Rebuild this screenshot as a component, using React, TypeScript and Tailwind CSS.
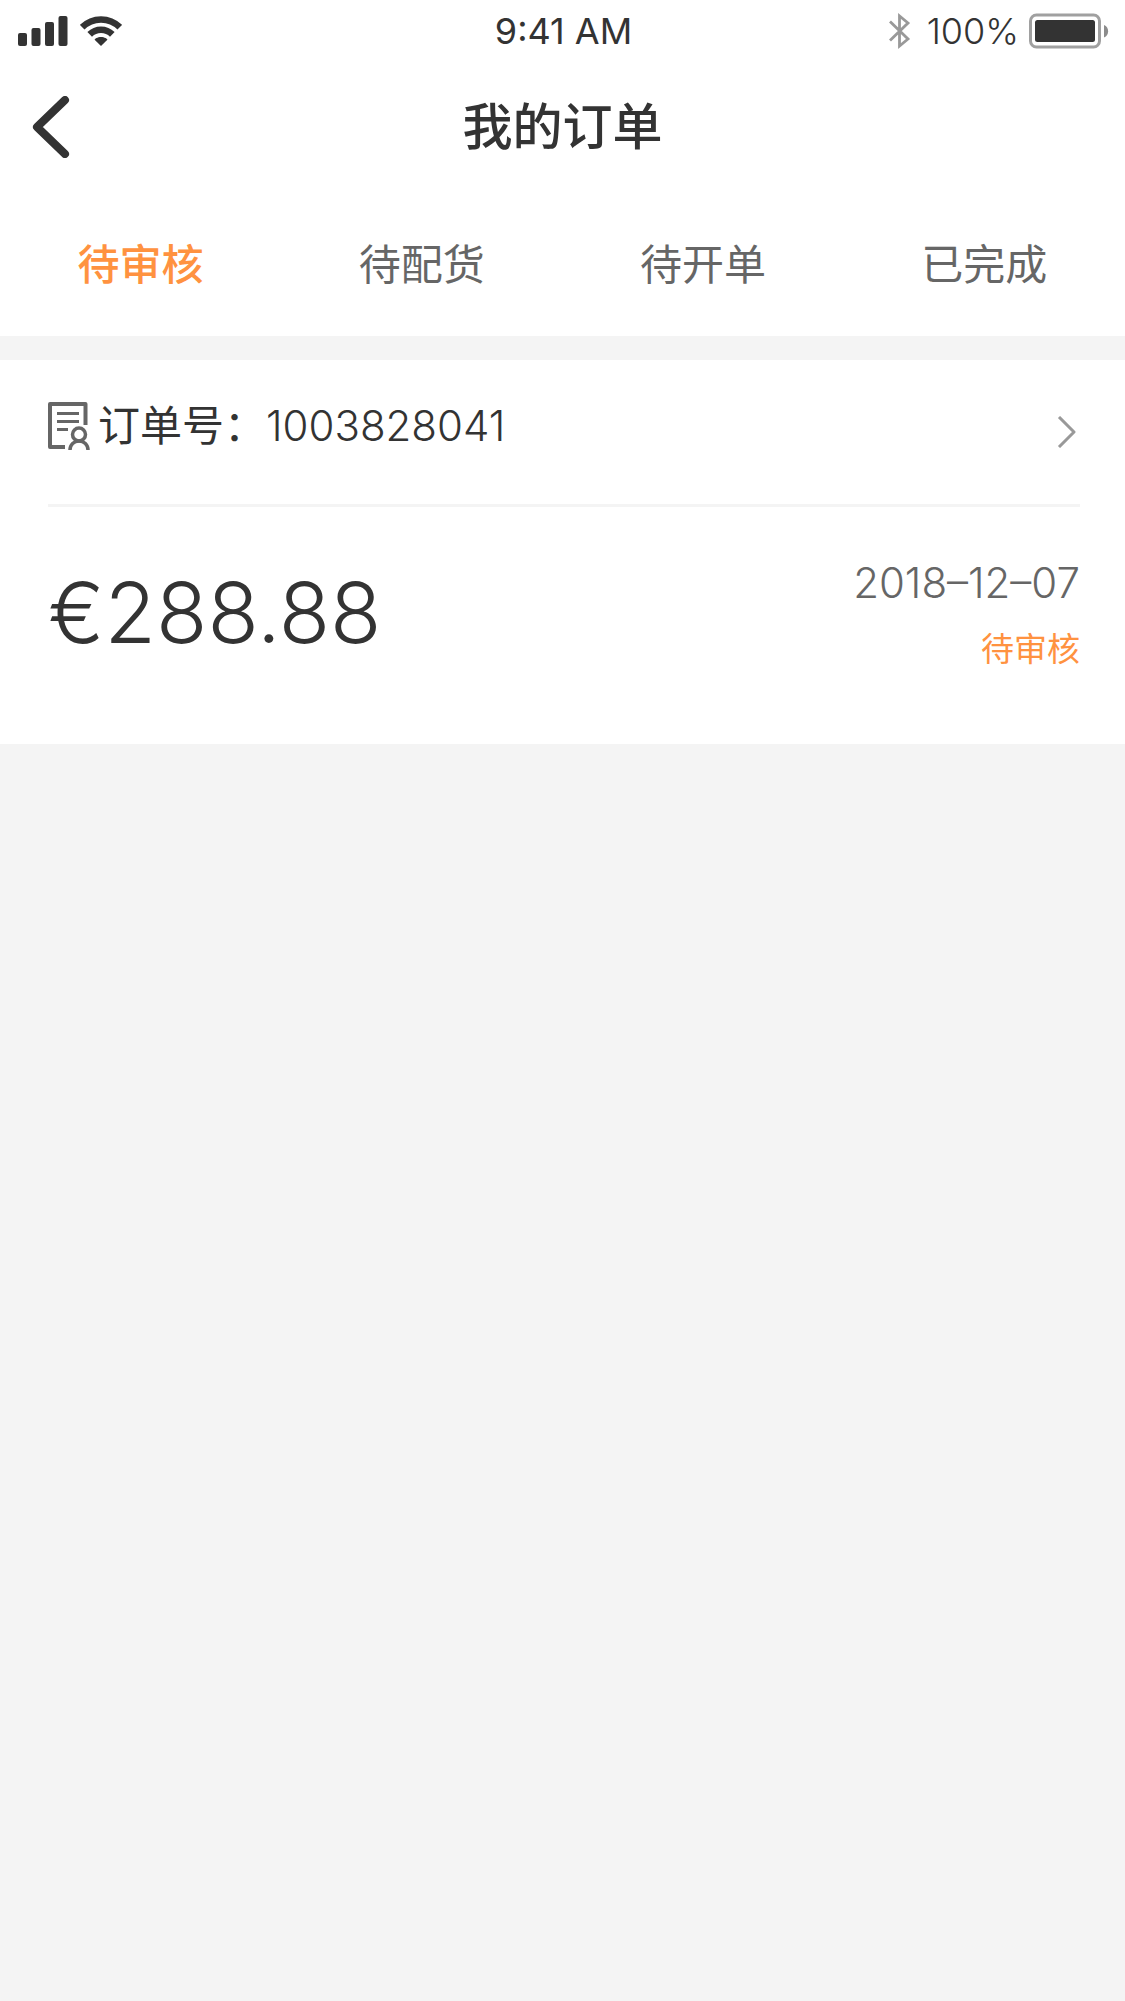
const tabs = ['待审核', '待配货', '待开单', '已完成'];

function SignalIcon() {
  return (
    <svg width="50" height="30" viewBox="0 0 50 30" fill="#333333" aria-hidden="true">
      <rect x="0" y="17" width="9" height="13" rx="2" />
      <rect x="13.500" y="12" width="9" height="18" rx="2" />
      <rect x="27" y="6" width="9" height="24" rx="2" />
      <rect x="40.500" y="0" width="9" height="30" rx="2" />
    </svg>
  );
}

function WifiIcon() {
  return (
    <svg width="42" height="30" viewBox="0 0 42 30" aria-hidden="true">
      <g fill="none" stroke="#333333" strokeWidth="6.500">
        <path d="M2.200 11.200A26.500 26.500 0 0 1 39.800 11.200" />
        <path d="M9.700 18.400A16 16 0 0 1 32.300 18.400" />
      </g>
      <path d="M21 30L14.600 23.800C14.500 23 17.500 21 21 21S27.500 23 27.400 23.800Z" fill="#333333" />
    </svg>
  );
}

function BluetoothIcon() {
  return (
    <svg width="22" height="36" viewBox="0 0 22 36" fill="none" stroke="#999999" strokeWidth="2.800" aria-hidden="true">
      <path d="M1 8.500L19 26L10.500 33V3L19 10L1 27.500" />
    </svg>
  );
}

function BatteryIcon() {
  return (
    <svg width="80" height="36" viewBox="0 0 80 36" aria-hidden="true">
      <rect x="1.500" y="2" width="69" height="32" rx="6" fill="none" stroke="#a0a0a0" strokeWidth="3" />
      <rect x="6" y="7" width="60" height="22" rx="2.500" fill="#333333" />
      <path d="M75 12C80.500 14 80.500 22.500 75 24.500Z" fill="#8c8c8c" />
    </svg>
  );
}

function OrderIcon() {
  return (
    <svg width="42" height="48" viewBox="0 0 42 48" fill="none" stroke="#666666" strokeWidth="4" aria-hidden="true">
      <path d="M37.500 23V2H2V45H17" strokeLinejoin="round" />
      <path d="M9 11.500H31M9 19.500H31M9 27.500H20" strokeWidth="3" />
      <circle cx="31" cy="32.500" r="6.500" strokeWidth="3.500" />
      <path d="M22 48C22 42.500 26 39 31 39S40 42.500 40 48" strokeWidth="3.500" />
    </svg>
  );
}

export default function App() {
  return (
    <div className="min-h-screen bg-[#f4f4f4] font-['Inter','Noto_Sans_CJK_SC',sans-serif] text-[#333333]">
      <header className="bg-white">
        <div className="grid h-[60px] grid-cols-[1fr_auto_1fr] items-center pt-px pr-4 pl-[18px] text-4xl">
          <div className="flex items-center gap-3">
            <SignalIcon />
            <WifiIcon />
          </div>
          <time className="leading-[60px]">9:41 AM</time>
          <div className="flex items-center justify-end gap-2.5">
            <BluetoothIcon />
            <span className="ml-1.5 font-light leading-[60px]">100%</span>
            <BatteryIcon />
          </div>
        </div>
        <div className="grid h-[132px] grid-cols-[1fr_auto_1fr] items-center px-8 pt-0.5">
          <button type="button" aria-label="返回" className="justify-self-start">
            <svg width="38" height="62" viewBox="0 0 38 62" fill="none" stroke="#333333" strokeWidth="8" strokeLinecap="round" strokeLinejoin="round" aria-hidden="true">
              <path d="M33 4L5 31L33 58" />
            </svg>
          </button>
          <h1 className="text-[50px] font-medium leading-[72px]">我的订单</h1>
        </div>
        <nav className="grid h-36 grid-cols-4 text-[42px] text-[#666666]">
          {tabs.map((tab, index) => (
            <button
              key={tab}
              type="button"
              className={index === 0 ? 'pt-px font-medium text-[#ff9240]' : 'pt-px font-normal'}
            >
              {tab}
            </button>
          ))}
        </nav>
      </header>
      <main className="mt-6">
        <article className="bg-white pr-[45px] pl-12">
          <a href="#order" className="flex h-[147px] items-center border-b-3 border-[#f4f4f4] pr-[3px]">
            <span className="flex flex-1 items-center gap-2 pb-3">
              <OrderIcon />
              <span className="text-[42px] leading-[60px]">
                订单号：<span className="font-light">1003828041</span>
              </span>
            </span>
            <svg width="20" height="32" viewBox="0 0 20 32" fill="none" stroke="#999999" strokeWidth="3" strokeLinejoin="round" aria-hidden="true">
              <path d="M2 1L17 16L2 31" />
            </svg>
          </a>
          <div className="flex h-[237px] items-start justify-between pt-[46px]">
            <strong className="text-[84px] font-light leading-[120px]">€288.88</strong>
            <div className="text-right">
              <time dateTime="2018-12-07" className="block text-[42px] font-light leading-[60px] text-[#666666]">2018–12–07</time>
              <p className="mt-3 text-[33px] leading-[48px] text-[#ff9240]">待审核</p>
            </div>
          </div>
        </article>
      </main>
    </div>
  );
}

Written instruction: Take the listing above and restate it word for word, without its pictures.

Written response:
Rebuild this screenshot as a component, using React, TypeScript and Tailwind CSS.
const tabs = ['待审核', '待配货', '待开单', '已完成'];

function SignalIcon() {
  return (
    <svg width="50" height="30" viewBox="0 0 50 30" fill="#333333" aria-hidden="true">
      <rect x="0" y="17" width="9" height="13" rx="2" />
      <rect x="13.500" y="12" width="9" height="18" rx="2" />
      <rect x="27" y="6" width="9" height="24" rx="2" />
      <rect x="40.500" y="0" width="9" height="30" rx="2" />
    </svg>
  );
}

function WifiIcon() {
  return (
    <svg width="42" height="30" viewBox="0 0 42 30" aria-hidden="true">
      <g fill="none" stroke="#333333" strokeWidth="6.500">
        <path d="M2.200 11.200A26.500 26.500 0 0 1 39.800 11.200" />
        <path d="M9.700 18.400A16 16 0 0 1 32.300 18.400" />
      </g>
      <path d="M21 30L14.600 23.800C14.500 23 17.500 21 21 21S27.500 23 27.400 23.800Z" fill="#333333" />
    </svg>
  );
}

function BluetoothIcon() {
  return (
    <svg width="22" height="36" viewBox="0 0 22 36" fill="none" stroke="#999999" strokeWidth="2.800" aria-hidden="true">
      <path d="M1 8.500L19 26L10.500 33V3L19 10L1 27.500" />
    </svg>
  );
}

function BatteryIcon() {
  return (
    <svg width="80" height="36" viewBox="0 0 80 36" aria-hidden="true">
      <rect x="1.500" y="2" width="69" height="32" rx="6" fill="none" stroke="#a0a0a0" strokeWidth="3" />
      <rect x="6" y="7" width="60" height="22" rx="2.500" fill="#333333" />
      <path d="M75 12C80.500 14 80.500 22.500 75 24.500Z" fill="#8c8c8c" />
    </svg>
  );
}

function OrderIcon() {
  return (
    <svg width="42" height="48" viewBox="0 0 42 48" fill="none" stroke="#666666" strokeWidth="4" aria-hidden="true">
      <path d="M37.500 23V2H2V45H17" strokeLinejoin="round" />
      <path d="M9 11.500H31M9 19.500H31M9 27.500H20" strokeWidth="3" />
      <circle cx="31" cy="32.500" r="6.500" strokeWidth="3.500" />
      <path d="M22 48C22 42.500 26 39 31 39S40 42.500 40 48" strokeWidth="3.500" />
    </svg>
  );
}

export default function App() {
  return (
    <div className="min-h-screen bg-[#f4f4f4] font-['Inter','Noto_Sans_CJK_SC',sans-serif] text-[#333333]">
      <header className="bg-white">
        <div className="grid h-[60px] grid-cols-[1fr_auto_1fr] items-center pt-px pr-4 pl-[18px] text-4xl">
          <div className="flex items-center gap-3">
            <SignalIcon />
            <WifiIcon />
          </div>
          <time className="leading-[60px]">9:41 AM</time>
          <div className="flex items-center justify-end gap-2.5">
            <BluetoothIcon />
            <span className="ml-1.5 font-light leading-[60px]">100%</span>
            <BatteryIcon />
          </div>
        </div>
        <div className="grid h-[132px] grid-cols-[1fr_auto_1fr] items-center px-8 pt-0.5">
          <button type="button" aria-label="返回" className="justify-self-start">
            <svg width="38" height="62" viewBox="0 0 38 62" fill="none" stroke="#333333" strokeWidth="8" strokeLinecap="round" strokeLinejoin="round" aria-hidden="true">
              <path d="M33 4L5 31L33 58" />
            </svg>
          </button>
          <h1 className="text-[50px] font-medium leading-[72px]">我的订单</h1>
        </div>
        <nav className="grid h-36 grid-cols-4 text-[42px] text-[#666666]">
          {tabs.map((tab, index) => (
            <button
              key={tab}
              type="button"
              className={index === 0 ? 'pt-px font-medium text-[#ff9240]' : 'pt-px font-normal'}
            >
              {tab}
            </button>
          ))}
        </nav>
      </header>
      <main className="mt-6">
        <article className="bg-white pr-[45px] pl-12">
          <a href="#order" className="flex h-[147px] items-center border-b-3 border-[#f4f4f4] pr-[3px]">
            <span className="flex flex-1 items-center gap-2 pb-3">
              <OrderIcon />
              <span className="text-[42px] leading-[60px]">
                订单号：<span className="font-light">1003828041</span>
              </span>
            </span>
            <svg width="20" height="32" viewBox="0 0 20 32" fill="none" stroke="#999999" strokeWidth="3" strokeLinejoin="round" aria-hidden="true">
              <path d="M2 1L17 16L2 31" />
            </svg>
          </a>
          <div className="flex h-[237px] items-start justify-between pt-[46px]">
            <strong className="text-[84px] font-light leading-[120px]">€288.88</strong>
            <div className="text-right">
              <time dateTime="2018-12-07" className="block text-[42px] font-light leading-[60px] text-[#666666]">2018–12–07</time>
              <p className="mt-3 text-[33px] leading-[48px] text-[#ff9240]">待审核</p>
            </div>
          </div>
        </article>
      </main>
    </div>
  );
}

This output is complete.